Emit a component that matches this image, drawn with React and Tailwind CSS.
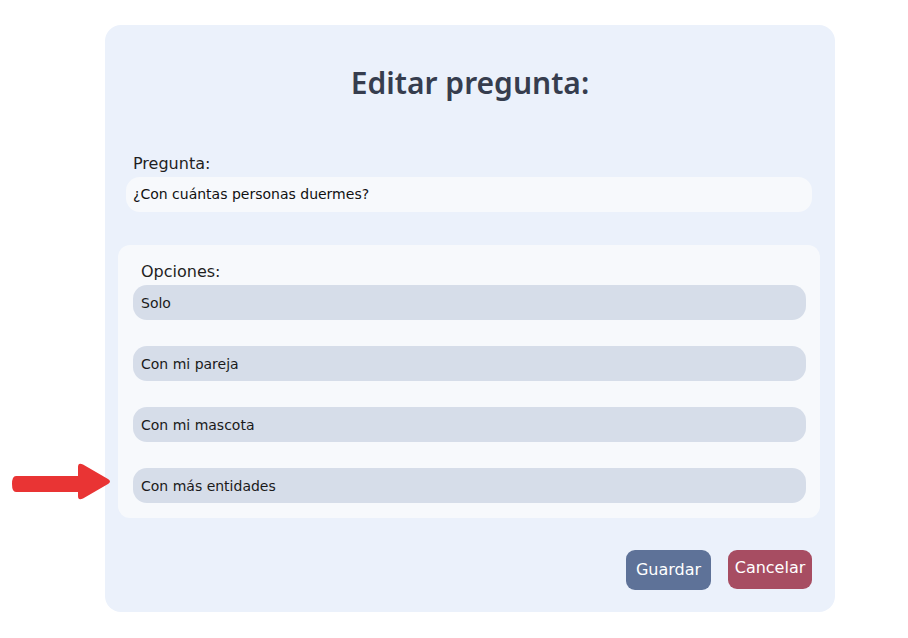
export default function App() {
  const options = ["Solo", "Con mi pareja", "Con mi mascota", "Con más entidades"];
  return (
    <div className="relative w-[908px] h-[638px] bg-white" style={{ fontFamily: '"DejaVu Sans", "Noto Sans", sans-serif' }}>
      <div className="absolute left-[12px] top-[463px]">
        <svg width="100" height="38" viewBox="0 0 100 38">
          <path d="M4 13 L66 13 L66 4 Q66 -1 71 1.5 L96 16 Q100 18.5 96 21 L71 35.5 Q66 38 66 33 L66 29 L4 29 Q0 29 0 21 Q0 13 4 13 Z" fill="#e93434" />
        </svg>
      </div>
      <div className="ml-[105px] pt-[25px]">
        <div className="w-[730px] h-[587px] bg-[#ebf1fb] rounded-[16px] flex flex-col">
          <h1 className="text-center text-[30px] font-semibold text-[#363d4e] mt-[43px] leading-none" style={{ fontFamily: '"Noto Sans", sans-serif' }}>Editar pregunta:</h1>
          <div className="mt-[58px] ml-[28px] text-[16px] text-[#1f1f1f] leading-none">Pregunta:</div>
          <div className="mt-[5px] ml-[21px] w-[686px] h-[35px] rounded-[14px] bg-[#f7f9fc] flex items-center pl-[7px] text-[14px] text-[#111]">
            ¿Con cuántas personas duermes?
          </div>
          <div className="mt-[33px] ml-[13px] w-[702px] h-[273px] rounded-[12px] bg-[#f7f9fc] pt-[19px] pl-[15px]">
            <div className="ml-[8px] text-[16px] text-[#1f1f1f] leading-none">Opciones:</div>
            <div className="mt-[5px] flex flex-col gap-[26px]">
              {options.map((o) => (
                <div key={o} className="w-[673px] h-[35px] rounded-[14px] bg-[#d6dde9] flex items-center pl-[8px] pt-[1px] text-[14px] text-[#1a1a1a]">
                  {o}
                </div>
              ))}
            </div>
          </div>
          <div className="mt-[32px] flex justify-end gap-[17px] pr-[23px]">
            <button className="w-[85px] h-[40px] rounded-[9px] bg-[#5e7298] text-white text-[16px]">Guardar</button>
            <button className="w-[84px] h-[39px] rounded-[9px] bg-[#a74d62] text-white text-[16px] pb-[3px]">Cancelar</button>
          </div>
        </div>
      </div>
    </div>
  );
}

****************************************

* Set problem
Return the listing above in full and without alteration, excluding its pictures.

* Complete response
Emit a component that matches this image, drawn with React and Tailwind CSS.
export default function App() {
  const options = ["Solo", "Con mi pareja", "Con mi mascota", "Con más entidades"];
  return (
    <div className="relative w-[908px] h-[638px] bg-white" style={{ fontFamily: '"DejaVu Sans", "Noto Sans", sans-serif' }}>
      <div className="absolute left-[12px] top-[463px]">
        <svg width="100" height="38" viewBox="0 0 100 38">
          <path d="M4 13 L66 13 L66 4 Q66 -1 71 1.5 L96 16 Q100 18.5 96 21 L71 35.5 Q66 38 66 33 L66 29 L4 29 Q0 29 0 21 Q0 13 4 13 Z" fill="#e93434" />
        </svg>
      </div>
      <div className="ml-[105px] pt-[25px]">
        <div className="w-[730px] h-[587px] bg-[#ebf1fb] rounded-[16px] flex flex-col">
          <h1 className="text-center text-[30px] font-semibold text-[#363d4e] mt-[43px] leading-none" style={{ fontFamily: '"Noto Sans", sans-serif' }}>Editar pregunta:</h1>
          <div className="mt-[58px] ml-[28px] text-[16px] text-[#1f1f1f] leading-none">Pregunta:</div>
          <div className="mt-[5px] ml-[21px] w-[686px] h-[35px] rounded-[14px] bg-[#f7f9fc] flex items-center pl-[7px] text-[14px] text-[#111]">
            ¿Con cuántas personas duermes?
          </div>
          <div className="mt-[33px] ml-[13px] w-[702px] h-[273px] rounded-[12px] bg-[#f7f9fc] pt-[19px] pl-[15px]">
            <div className="ml-[8px] text-[16px] text-[#1f1f1f] leading-none">Opciones:</div>
            <div className="mt-[5px] flex flex-col gap-[26px]">
              {options.map((o) => (
                <div key={o} className="w-[673px] h-[35px] rounded-[14px] bg-[#d6dde9] flex items-center pl-[8px] pt-[1px] text-[14px] text-[#1a1a1a]">
                  {o}
                </div>
              ))}
            </div>
          </div>
          <div className="mt-[32px] flex justify-end gap-[17px] pr-[23px]">
            <button className="w-[85px] h-[40px] rounded-[9px] bg-[#5e7298] text-white text-[16px]">Guardar</button>
            <button className="w-[84px] h-[39px] rounded-[9px] bg-[#a74d62] text-white text-[16px] pb-[3px]">Cancelar</button>
          </div>
        </div>
      </div>
    </div>
  );
}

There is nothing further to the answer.